Write out the material exactly, leaving every picture behind.

— MATERIAL —
=======
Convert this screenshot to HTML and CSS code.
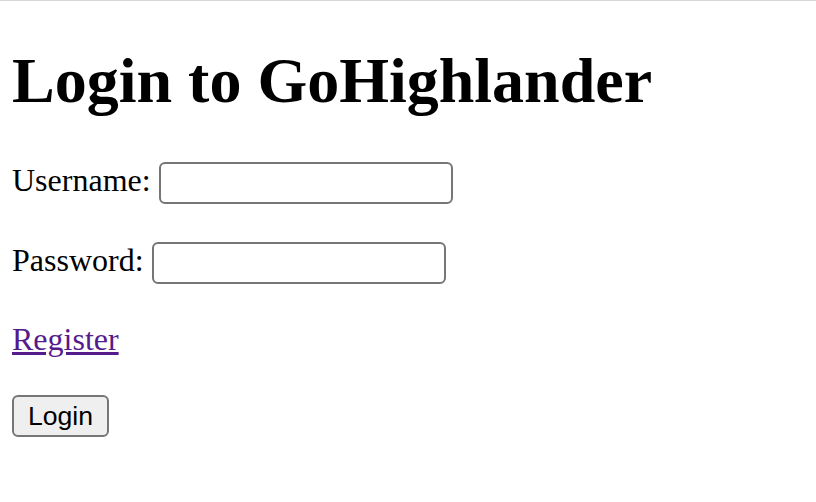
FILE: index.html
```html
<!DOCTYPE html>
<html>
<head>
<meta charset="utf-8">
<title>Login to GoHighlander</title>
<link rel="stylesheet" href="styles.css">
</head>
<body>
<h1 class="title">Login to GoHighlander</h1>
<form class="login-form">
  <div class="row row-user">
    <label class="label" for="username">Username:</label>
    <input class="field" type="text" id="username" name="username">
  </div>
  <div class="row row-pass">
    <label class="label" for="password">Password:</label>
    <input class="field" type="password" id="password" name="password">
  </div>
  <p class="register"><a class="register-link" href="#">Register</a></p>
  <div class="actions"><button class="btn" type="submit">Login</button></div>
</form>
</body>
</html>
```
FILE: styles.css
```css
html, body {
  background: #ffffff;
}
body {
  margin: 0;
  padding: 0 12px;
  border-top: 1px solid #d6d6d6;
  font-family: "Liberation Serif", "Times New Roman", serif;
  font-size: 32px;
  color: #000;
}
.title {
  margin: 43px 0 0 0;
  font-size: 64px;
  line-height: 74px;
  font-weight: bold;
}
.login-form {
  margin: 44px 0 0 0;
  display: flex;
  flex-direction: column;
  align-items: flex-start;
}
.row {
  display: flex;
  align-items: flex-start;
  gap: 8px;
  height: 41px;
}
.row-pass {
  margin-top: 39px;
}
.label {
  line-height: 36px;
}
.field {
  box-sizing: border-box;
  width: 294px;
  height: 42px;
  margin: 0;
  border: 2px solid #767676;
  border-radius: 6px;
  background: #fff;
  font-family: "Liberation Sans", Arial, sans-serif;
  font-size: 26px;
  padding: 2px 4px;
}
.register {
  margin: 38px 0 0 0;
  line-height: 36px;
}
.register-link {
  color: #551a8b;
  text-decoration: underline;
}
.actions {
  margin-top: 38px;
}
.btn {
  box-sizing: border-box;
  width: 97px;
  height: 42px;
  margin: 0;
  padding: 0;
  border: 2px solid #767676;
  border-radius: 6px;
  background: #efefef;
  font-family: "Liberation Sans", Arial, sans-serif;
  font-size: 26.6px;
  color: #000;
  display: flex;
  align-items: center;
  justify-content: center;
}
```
=======
— TASK RESULT —
Convert this screenshot to HTML and CSS code.
FILE: index.html
```html
<!DOCTYPE html>
<html>
<head>
<meta charset="utf-8">
<title>Login to GoHighlander</title>
<link rel="stylesheet" href="styles.css">
</head>
<body>
<h1 class="title">Login to GoHighlander</h1>
<form class="login-form">
  <div class="row row-user">
    <label class="label" for="username">Username:</label>
    <input class="field" type="text" id="username" name="username">
  </div>
  <div class="row row-pass">
    <label class="label" for="password">Password:</label>
    <input class="field" type="password" id="password" name="password">
  </div>
  <p class="register"><a class="register-link" href="#">Register</a></p>
  <div class="actions"><button class="btn" type="submit">Login</button></div>
</form>
</body>
</html>
```
FILE: styles.css
```css
html, body {
  background: #ffffff;
}
body {
  margin: 0;
  padding: 0 12px;
  border-top: 1px solid #d6d6d6;
  font-family: "Liberation Serif", "Times New Roman", serif;
  font-size: 32px;
  color: #000;
}
.title {
  margin: 43px 0 0 0;
  font-size: 64px;
  line-height: 74px;
  font-weight: bold;
}
.login-form {
  margin: 44px 0 0 0;
  display: flex;
  flex-direction: column;
  align-items: flex-start;
}
.row {
  display: flex;
  align-items: flex-start;
  gap: 8px;
  height: 41px;
}
.row-pass {
  margin-top: 39px;
}
.label {
  line-height: 36px;
}
.field {
  box-sizing: border-box;
  width: 294px;
  height: 42px;
  margin: 0;
  border: 2px solid #767676;
  border-radius: 6px;
  background: #fff;
  font-family: "Liberation Sans", Arial, sans-serif;
  font-size: 26px;
  padding: 2px 4px;
}
.register {
  margin: 38px 0 0 0;
  line-height: 36px;
}
.register-link {
  color: #551a8b;
  text-decoration: underline;
}
.actions {
  margin-top: 38px;
}
.btn {
  box-sizing: border-box;
  width: 97px;
  height: 42px;
  margin: 0;
  padding: 0;
  border: 2px solid #767676;
  border-radius: 6px;
  background: #efefef;
  font-family: "Liberation Sans", Arial, sans-serif;
  font-size: 26.6px;
  color: #000;
  display: flex;
  align-items: center;
  justify-content: center;
}
```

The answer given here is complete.